In the material below, find how many lines contain the string "this". Write only that number.

(Dataset excerpt)
#####

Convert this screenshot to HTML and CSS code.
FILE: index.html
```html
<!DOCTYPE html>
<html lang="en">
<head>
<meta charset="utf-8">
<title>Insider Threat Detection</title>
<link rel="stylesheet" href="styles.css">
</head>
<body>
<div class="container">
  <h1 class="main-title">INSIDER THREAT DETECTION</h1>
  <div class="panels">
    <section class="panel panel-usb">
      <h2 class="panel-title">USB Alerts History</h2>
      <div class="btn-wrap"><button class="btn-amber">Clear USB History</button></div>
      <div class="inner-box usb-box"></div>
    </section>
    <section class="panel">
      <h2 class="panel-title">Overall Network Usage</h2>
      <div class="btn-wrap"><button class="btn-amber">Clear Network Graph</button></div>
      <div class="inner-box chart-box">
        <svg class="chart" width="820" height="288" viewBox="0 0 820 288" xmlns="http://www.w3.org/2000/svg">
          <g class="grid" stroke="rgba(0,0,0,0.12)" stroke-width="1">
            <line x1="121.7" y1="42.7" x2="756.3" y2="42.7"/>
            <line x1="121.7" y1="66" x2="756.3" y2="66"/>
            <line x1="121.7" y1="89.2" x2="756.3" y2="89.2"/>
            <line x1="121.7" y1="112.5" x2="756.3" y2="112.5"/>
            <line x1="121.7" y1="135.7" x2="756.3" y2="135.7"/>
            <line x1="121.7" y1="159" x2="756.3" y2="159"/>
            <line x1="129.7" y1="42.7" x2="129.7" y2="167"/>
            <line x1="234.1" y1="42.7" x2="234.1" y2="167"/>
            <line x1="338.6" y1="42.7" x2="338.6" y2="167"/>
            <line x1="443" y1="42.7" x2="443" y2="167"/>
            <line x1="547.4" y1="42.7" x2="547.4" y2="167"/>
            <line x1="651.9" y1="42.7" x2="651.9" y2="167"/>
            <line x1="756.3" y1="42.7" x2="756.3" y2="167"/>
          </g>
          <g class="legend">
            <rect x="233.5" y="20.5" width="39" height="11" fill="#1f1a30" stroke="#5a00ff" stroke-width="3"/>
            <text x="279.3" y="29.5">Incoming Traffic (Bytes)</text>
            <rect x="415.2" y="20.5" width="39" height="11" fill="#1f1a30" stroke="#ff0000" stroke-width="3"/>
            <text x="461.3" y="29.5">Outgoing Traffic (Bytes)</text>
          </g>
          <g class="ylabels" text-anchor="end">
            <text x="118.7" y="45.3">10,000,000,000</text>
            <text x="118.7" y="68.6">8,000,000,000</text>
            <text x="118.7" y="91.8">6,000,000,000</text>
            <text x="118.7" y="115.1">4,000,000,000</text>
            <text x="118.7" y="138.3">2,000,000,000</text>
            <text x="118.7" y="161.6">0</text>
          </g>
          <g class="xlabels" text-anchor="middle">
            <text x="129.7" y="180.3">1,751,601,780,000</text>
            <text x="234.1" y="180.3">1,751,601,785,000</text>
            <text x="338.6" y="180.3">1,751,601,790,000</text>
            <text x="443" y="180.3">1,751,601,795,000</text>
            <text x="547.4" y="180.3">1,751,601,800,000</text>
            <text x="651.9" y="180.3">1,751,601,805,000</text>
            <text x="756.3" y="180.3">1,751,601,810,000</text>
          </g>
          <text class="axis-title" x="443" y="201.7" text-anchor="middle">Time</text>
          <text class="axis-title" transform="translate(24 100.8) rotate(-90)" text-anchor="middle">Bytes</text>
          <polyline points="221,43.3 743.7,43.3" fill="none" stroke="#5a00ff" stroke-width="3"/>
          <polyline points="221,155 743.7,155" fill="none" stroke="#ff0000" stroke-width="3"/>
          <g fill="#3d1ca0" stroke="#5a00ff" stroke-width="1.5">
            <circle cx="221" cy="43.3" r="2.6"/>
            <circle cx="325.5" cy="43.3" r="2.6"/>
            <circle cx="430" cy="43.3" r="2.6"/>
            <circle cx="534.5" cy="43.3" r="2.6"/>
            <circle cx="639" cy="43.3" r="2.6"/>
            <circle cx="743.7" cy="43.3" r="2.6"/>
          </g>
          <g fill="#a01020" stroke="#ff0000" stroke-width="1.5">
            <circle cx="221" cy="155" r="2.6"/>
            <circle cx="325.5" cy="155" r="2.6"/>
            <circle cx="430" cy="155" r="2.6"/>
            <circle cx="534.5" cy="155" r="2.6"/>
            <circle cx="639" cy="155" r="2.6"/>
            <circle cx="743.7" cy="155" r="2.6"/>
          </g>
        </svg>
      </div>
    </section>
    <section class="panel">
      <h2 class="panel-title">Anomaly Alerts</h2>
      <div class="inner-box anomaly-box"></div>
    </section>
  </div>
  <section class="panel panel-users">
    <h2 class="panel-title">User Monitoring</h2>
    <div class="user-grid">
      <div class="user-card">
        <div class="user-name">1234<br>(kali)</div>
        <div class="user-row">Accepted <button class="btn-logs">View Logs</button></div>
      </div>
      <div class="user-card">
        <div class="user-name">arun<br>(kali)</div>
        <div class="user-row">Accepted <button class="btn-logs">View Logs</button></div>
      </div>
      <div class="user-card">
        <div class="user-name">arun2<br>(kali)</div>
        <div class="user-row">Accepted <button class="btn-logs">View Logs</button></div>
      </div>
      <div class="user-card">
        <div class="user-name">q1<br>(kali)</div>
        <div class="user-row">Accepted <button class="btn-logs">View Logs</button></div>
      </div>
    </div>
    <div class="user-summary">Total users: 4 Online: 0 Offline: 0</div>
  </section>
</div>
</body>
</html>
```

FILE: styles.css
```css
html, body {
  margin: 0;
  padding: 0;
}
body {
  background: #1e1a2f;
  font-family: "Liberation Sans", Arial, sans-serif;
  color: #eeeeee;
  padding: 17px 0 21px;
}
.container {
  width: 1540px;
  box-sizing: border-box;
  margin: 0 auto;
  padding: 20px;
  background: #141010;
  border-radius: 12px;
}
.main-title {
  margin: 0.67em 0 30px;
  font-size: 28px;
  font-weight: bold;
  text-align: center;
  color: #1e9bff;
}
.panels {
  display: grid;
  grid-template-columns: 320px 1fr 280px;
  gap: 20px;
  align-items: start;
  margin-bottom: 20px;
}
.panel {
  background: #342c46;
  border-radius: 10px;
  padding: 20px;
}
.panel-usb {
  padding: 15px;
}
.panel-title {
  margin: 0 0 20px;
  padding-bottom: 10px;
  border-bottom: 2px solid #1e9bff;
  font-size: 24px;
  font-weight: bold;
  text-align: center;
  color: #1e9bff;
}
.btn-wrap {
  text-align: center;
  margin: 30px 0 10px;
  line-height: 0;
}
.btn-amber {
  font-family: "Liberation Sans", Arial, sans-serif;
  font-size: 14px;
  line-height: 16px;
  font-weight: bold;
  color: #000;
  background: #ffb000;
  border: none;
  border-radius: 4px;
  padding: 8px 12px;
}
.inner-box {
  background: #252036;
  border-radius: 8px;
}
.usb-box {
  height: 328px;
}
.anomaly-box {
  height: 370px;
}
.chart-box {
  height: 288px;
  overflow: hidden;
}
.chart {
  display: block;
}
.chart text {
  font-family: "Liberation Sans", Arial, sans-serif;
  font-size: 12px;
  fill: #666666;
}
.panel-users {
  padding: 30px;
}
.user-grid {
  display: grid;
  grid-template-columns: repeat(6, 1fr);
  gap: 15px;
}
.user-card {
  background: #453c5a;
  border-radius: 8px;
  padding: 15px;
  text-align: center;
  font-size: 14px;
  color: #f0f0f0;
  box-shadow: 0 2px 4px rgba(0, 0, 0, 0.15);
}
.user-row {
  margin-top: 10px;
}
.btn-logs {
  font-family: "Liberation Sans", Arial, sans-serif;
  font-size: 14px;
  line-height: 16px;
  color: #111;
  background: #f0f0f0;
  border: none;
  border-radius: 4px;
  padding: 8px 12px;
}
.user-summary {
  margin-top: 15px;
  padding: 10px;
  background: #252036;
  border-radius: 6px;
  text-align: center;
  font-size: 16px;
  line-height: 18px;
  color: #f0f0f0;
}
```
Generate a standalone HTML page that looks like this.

#####

▶ **Complete answer**
2